What the task asks |
Copy all the data exactly, except the pictures.

-- START Dataset content --

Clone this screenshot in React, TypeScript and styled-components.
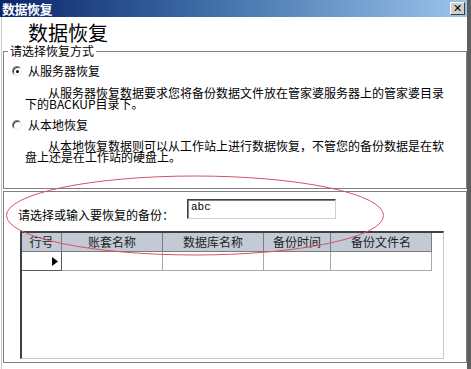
import React from "react";
import styled, { createGlobalStyle } from "styled-components";

const GlobalStyle = createGlobalStyle`
  html, body {
    margin: 0;
    padding: 0;
    background: #ffffff;
  }
  body {
    font-family: "Noto Sans CJK SC", "Liberation Sans", sans-serif;
    font-size: 12px;
    color: #000;
  }
`;

const Window = styled.div`
  position: relative;
  width: 471px;
  height: 369px;
  box-sizing: border-box;
  border-right: 4px solid #5e5e5e;
  display: flex;
  flex-direction: column;
  background: #fff;
  overflow: hidden;
`;

const TitleBar = styled.div`
  flex-shrink: 0;
  height: 17px;
  box-sizing: border-box;
  display: grid;
  grid-template-columns: 1fr 15px;
  align-items: center;
  padding: 0 2px 0 2px;
  background: linear-gradient(90deg, #0a246a 0%, #3f6fa8 45%, #9cc3ec 100%);
`;

const TitleText = styled.span`
  color: #fff;
  font-weight: 700;
  font-size: 13px;
  line-height: 17px;
  letter-spacing: -0.5px;
`;

const CloseButton = styled.div`
  width: 15px;
  height: 13px;
  box-sizing: border-box;
  background: #d4d0c8;
  border-top: 1px solid #ffffff;
  border-left: 1px solid #ffffff;
  border-right: 1px solid #404040;
  border-bottom: 1px solid #404040;
  color: #000;
  font-family: "DejaVu Sans", sans-serif;
  font-weight: 700;
  font-size: 11px;
  line-height: 11px;
  text-align: center;
`;

const Client = styled.div`
  flex: 1;
  margin-left: 1px;
  border-left: 1px solid #c8c8c8;
  padding-left: 1px;
  display: flex;
  flex-direction: column;
`;

const Heading = styled.div`
  flex-shrink: 0;
  height: 28px;
  box-sizing: border-box;
  padding: 6px 0 0 25px;
  font-size: 20px;
  line-height: 20px;
`;

const GroupBox = styled.fieldset`
  margin: 0;
  padding: 7px 0 26px 4px;
  border: 1px solid #808080;
  min-inline-size: 0;
`;

const Legend = styled.legend`
  padding: 0 2px;
  font-size: 12px;
  line-height: 12px;
`;

const RadioRow = styled.div<{ $top: number }>`
  display: flex;
  align-items: center;
  gap: 6px;
  margin: ${(p) => p.$top}px 0 0 4px;
  height: 14px;
  line-height: 14px;
`;

const RadioCircle = styled.span<{ $checked?: boolean }>`
  position: relative;
  width: 10px;
  height: 10px;
  box-sizing: border-box;
  border-radius: 50%;
  border: 1px solid;
  border-color: #808080 #e8e8e8 #e8e8e8 #808080;
  box-shadow: inset 1px 1px 0 #404040;
  background: #fff;

  &::after {
    content: "";
    display: ${(p) => (p.$checked ? "block" : "none")};
    position: absolute;
    left: 2.5px;
    top: 2.5px;
    width: 3px;
    height: 3px;
    border-radius: 50%;
    background: #000;
  }
`;

const Description = styled.p<{ $top: number }>`
  margin: ${(p) => p.$top}px 0 0 17px;
  width: 424px;
  text-indent: 23px;
  font-size: 12px;
  line-height: 11px;
`;

const Panel = styled.div`
  flex-shrink: 0;
  margin-top: 2px;
  height: 172px;
  box-sizing: border-box;
  border: 1px solid #808080;
  padding: 7px 0 0 14px;
`;

const InputRow = styled.div`
  display: flex;
  align-items: flex-end;
  height: 20px;
`;

const Label = styled.span`
  width: 169px;
  line-height: 13px;
  margin-bottom: -2px;
`;

const TextField = styled.div`
  width: 149px;
  height: 20px;
  box-sizing: border-box;
  border: 1px solid;
  border-color: #404040 #d4d0c8 #d4d0c8 #404040;
  box-shadow: inset 1px 1px 0 #808080;
  padding: 2px 3px;
  font-family: "Liberation Mono", "DejaVu Sans Mono", monospace;
  font-size: 11px;
  line-height: 10px;
`;

const Grid = styled.div`
  margin: 12px 0 0 2px;
  width: 424px;
  height: 128px;
  box-sizing: border-box;
  border-top: 2px solid #404040;
  border-left: 2px solid #404040;
  border-right: 1px solid #c8c8c8;
  border-bottom: 1px solid #c8c8c8;
  display: grid;
  grid-template-columns: 40px 101px 101px 67px 101px;
  grid-auto-rows: 19px;
  align-content: start;
`;

const HeaderCell = styled.div`
  box-sizing: border-box;
  background: #c3cad6;
  border-right: 1px solid #7c7c7c;
  border-bottom: 1px solid #7c7c7c;
  text-align: center;
  font-size: 12px;
  line-height: 18px;
  color: #222;
`;

const SelectorCell = styled.div`
  box-sizing: border-box;
  border-right: 1px solid #5a5a5a;
  border-bottom: 1px solid #5a5a5a;
  display: flex;
  align-items: center;
  justify-content: flex-end;
  padding-right: 3px;
`;

const DataCell = styled.div`
  box-sizing: border-box;
  border-right: 1px solid #a8a8a8;
  border-bottom: 1px solid #a8a8a8;
`;

const Annotation = styled.svg`
  position: absolute;
  left: 0;
  top: 0;
  pointer-events: none;
`;

const columns = ["行号", "账套名称", "数据库名称", "备份时间", "备份文件名"];

export default function App() {
  return (
    <>
      <GlobalStyle />
      <Window>
        <TitleBar>
          <TitleText>数据恢复</TitleText>
          <CloseButton>✕</CloseButton>
        </TitleBar>
        <Client>
          <Heading>数据恢复</Heading>
          <GroupBox>
            <Legend>请选择恢复方式</Legend>
            <RadioRow $top={0}>
              <RadioCircle $checked />
              <span>从服务器恢复</span>
            </RadioRow>
            <Description $top={9}>
              从服务器恢复数据要求您将备份数据文件放在管家婆服务器上的管家婆目录下的BACKUP目录下。
            </Description>
            <RadioRow $top={9}>
              <RadioCircle />
              <span>从本地恢复</span>
            </RadioRow>
            <Description $top={8}>
              从本地恢复数据则可以从工作站上进行数据恢复，不管您的备份数据是在软盘上还是在工作站的硬盘上。
            </Description>
          </GroupBox>
          <Panel>
            <InputRow>
              <Label>请选择或输入要恢复的备份：</Label>
              <TextField>abc</TextField>
            </InputRow>
            <Grid>
              {columns.map((c) => (
                <HeaderCell key={c}>{c}</HeaderCell>
              ))}
              <SelectorCell>
                <svg width="6" height="9" viewBox="0 0 6 9">
                  <path d="M0 0 L6 4.5 L0 9 Z" fill="#000" />
                </svg>
              </SelectorCell>
              <DataCell />
              <DataCell />
              <DataCell />
              <DataCell />
            </Grid>
          </Panel>
        </Client>
        <Annotation width="471" height="369" viewBox="0 0 471 369">
          <ellipse cx="195" cy="215.5" rx="188.5" ry="39.5" fill="none" stroke="#d25566" strokeWidth="1" />
        </Annotation>
      </Window>
    </>
  );
}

-- END Dataset content --

Answer to the exercise |
Clone this screenshot in React, TypeScript and styled-components.
import React from "react";
import styled, { createGlobalStyle } from "styled-components";

const GlobalStyle = createGlobalStyle`
  html, body {
    margin: 0;
    padding: 0;
    background: #ffffff;
  }
  body {
    font-family: "Noto Sans CJK SC", "Liberation Sans", sans-serif;
    font-size: 12px;
    color: #000;
  }
`;

const Window = styled.div`
  position: relative;
  width: 471px;
  height: 369px;
  box-sizing: border-box;
  border-right: 4px solid #5e5e5e;
  display: flex;
  flex-direction: column;
  background: #fff;
  overflow: hidden;
`;

const TitleBar = styled.div`
  flex-shrink: 0;
  height: 17px;
  box-sizing: border-box;
  display: grid;
  grid-template-columns: 1fr 15px;
  align-items: center;
  padding: 0 2px 0 2px;
  background: linear-gradient(90deg, #0a246a 0%, #3f6fa8 45%, #9cc3ec 100%);
`;

const TitleText = styled.span`
  color: #fff;
  font-weight: 700;
  font-size: 13px;
  line-height: 17px;
  letter-spacing: -0.5px;
`;

const CloseButton = styled.div`
  width: 15px;
  height: 13px;
  box-sizing: border-box;
  background: #d4d0c8;
  border-top: 1px solid #ffffff;
  border-left: 1px solid #ffffff;
  border-right: 1px solid #404040;
  border-bottom: 1px solid #404040;
  color: #000;
  font-family: "DejaVu Sans", sans-serif;
  font-weight: 700;
  font-size: 11px;
  line-height: 11px;
  text-align: center;
`;

const Client = styled.div`
  flex: 1;
  margin-left: 1px;
  border-left: 1px solid #c8c8c8;
  padding-left: 1px;
  display: flex;
  flex-direction: column;
`;

const Heading = styled.div`
  flex-shrink: 0;
  height: 28px;
  box-sizing: border-box;
  padding: 6px 0 0 25px;
  font-size: 20px;
  line-height: 20px;
`;

const GroupBox = styled.fieldset`
  margin: 0;
  padding: 7px 0 26px 4px;
  border: 1px solid #808080;
  min-inline-size: 0;
`;

const Legend = styled.legend`
  padding: 0 2px;
  font-size: 12px;
  line-height: 12px;
`;

const RadioRow = styled.div<{ $top: number }>`
  display: flex;
  align-items: center;
  gap: 6px;
  margin: ${(p) => p.$top}px 0 0 4px;
  height: 14px;
  line-height: 14px;
`;

const RadioCircle = styled.span<{ $checked?: boolean }>`
  position: relative;
  width: 10px;
  height: 10px;
  box-sizing: border-box;
  border-radius: 50%;
  border: 1px solid;
  border-color: #808080 #e8e8e8 #e8e8e8 #808080;
  box-shadow: inset 1px 1px 0 #404040;
  background: #fff;

  &::after {
    content: "";
    display: ${(p) => (p.$checked ? "block" : "none")};
    position: absolute;
    left: 2.5px;
    top: 2.5px;
    width: 3px;
    height: 3px;
    border-radius: 50%;
    background: #000;
  }
`;

const Description = styled.p<{ $top: number }>`
  margin: ${(p) => p.$top}px 0 0 17px;
  width: 424px;
  text-indent: 23px;
  font-size: 12px;
  line-height: 11px;
`;

const Panel = styled.div`
  flex-shrink: 0;
  margin-top: 2px;
  height: 172px;
  box-sizing: border-box;
  border: 1px solid #808080;
  padding: 7px 0 0 14px;
`;

const InputRow = styled.div`
  display: flex;
  align-items: flex-end;
  height: 20px;
`;

const Label = styled.span`
  width: 169px;
  line-height: 13px;
  margin-bottom: -2px;
`;

const TextField = styled.div`
  width: 149px;
  height: 20px;
  box-sizing: border-box;
  border: 1px solid;
  border-color: #404040 #d4d0c8 #d4d0c8 #404040;
  box-shadow: inset 1px 1px 0 #808080;
  padding: 2px 3px;
  font-family: "Liberation Mono", "DejaVu Sans Mono", monospace;
  font-size: 11px;
  line-height: 10px;
`;

const Grid = styled.div`
  margin: 12px 0 0 2px;
  width: 424px;
  height: 128px;
  box-sizing: border-box;
  border-top: 2px solid #404040;
  border-left: 2px solid #404040;
  border-right: 1px solid #c8c8c8;
  border-bottom: 1px solid #c8c8c8;
  display: grid;
  grid-template-columns: 40px 101px 101px 67px 101px;
  grid-auto-rows: 19px;
  align-content: start;
`;

const HeaderCell = styled.div`
  box-sizing: border-box;
  background: #c3cad6;
  border-right: 1px solid #7c7c7c;
  border-bottom: 1px solid #7c7c7c;
  text-align: center;
  font-size: 12px;
  line-height: 18px;
  color: #222;
`;

const SelectorCell = styled.div`
  box-sizing: border-box;
  border-right: 1px solid #5a5a5a;
  border-bottom: 1px solid #5a5a5a;
  display: flex;
  align-items: center;
  justify-content: flex-end;
  padding-right: 3px;
`;

const DataCell = styled.div`
  box-sizing: border-box;
  border-right: 1px solid #a8a8a8;
  border-bottom: 1px solid #a8a8a8;
`;

const Annotation = styled.svg`
  position: absolute;
  left: 0;
  top: 0;
  pointer-events: none;
`;

const columns = ["行号", "账套名称", "数据库名称", "备份时间", "备份文件名"];

export default function App() {
  return (
    <>
      <GlobalStyle />
      <Window>
        <TitleBar>
          <TitleText>数据恢复</TitleText>
          <CloseButton>✕</CloseButton>
        </TitleBar>
        <Client>
          <Heading>数据恢复</Heading>
          <GroupBox>
            <Legend>请选择恢复方式</Legend>
            <RadioRow $top={0}>
              <RadioCircle $checked />
              <span>从服务器恢复</span>
            </RadioRow>
            <Description $top={9}>
              从服务器恢复数据要求您将备份数据文件放在管家婆服务器上的管家婆目录下的BACKUP目录下。
            </Description>
            <RadioRow $top={9}>
              <RadioCircle />
              <span>从本地恢复</span>
            </RadioRow>
            <Description $top={8}>
              从本地恢复数据则可以从工作站上进行数据恢复，不管您的备份数据是在软盘上还是在工作站的硬盘上。
            </Description>
          </GroupBox>
          <Panel>
            <InputRow>
              <Label>请选择或输入要恢复的备份：</Label>
              <TextField>abc</TextField>
            </InputRow>
            <Grid>
              {columns.map((c) => (
                <HeaderCell key={c}>{c}</HeaderCell>
              ))}
              <SelectorCell>
                <svg width="6" height="9" viewBox="0 0 6 9">
                  <path d="M0 0 L6 4.5 L0 9 Z" fill="#000" />
                </svg>
              </SelectorCell>
              <DataCell />
              <DataCell />
              <DataCell />
              <DataCell />
            </Grid>
          </Panel>
        </Client>
        <Annotation width="471" height="369" viewBox="0 0 471 369">
          <ellipse cx="195" cy="215.5" rx="188.5" ry="39.5" fill="none" stroke="#d25566" strokeWidth="1" />
        </Annotation>
      </Window>
    </>
  );
}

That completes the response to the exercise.